Oyer: Throwing money at a problem does not always fix it. Employees respond to incentives, but if you ask them to do something they can’t do [really] well, incentives won’t work. We saw that at Lewis, Hooper, and Dick, an accounting firm in Garden City, Kansas. They wanted to grow and build more of a sales-oriented culture, so they started paying a bonus to people who brought in new clients. It helped, but not a lot—you can’t change a culture quickly with money.
Mazzeo: Giving your employees monetary incentives to perform better can enhance your productivity, but it’s important to make sure the rewards are tied to activities that the workers actually control with their effort. Rudy Klein of Burke's Klein’s DKI in Coeur d’Alene, Idaho, had two types of employees in his disaster cleanup business: salespeople who called on insurance companies and estimators who proposed a price based on how much the cleanup would cost. Since jobs were only profitable if the costs were estimated well, offering a bonus to estimators tied to profits made sense. But such a bonus plan would be problematic for the salespeople, since they only had an impact on the revenue side of the ledger.
I then asked the authors' a final question: What's the one thing you want readers to take away from this book?
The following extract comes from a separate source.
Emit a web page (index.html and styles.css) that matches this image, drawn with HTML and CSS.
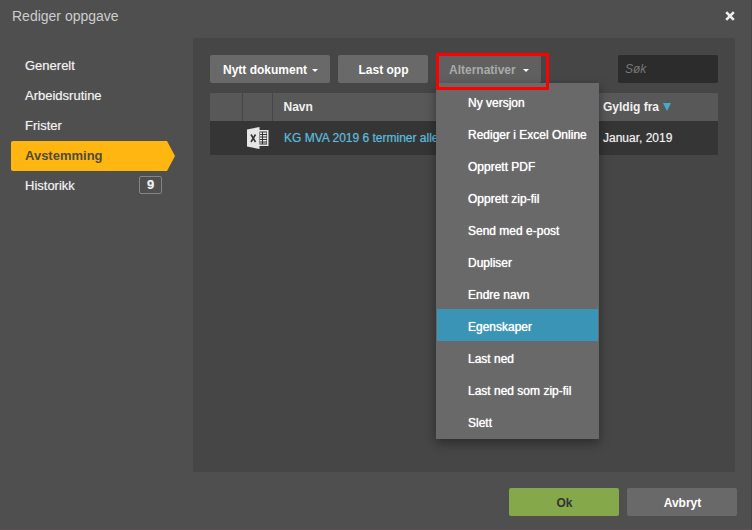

Mazzeo: The idea that the answer to any question of business strategy is, “It depends.” All industries and companies are different, and their strategies have to reflect that. There’s no “right” answer that applies to strategic issues across companies. The successful companies are those that figure out what is appropriate given the markets they face and their own capabilities.
Schaefer: Most business books won’t accept this reality—they claim to have a secret formula or that your company will be a success if you just follow what other successful companies have done. We believe that kind of advice is shallow and potentially dangerous.
Oyer: And, most importantly… visit the South in the Winter, visit the North in the Summer and don’t take Scott to any hotels that have any character.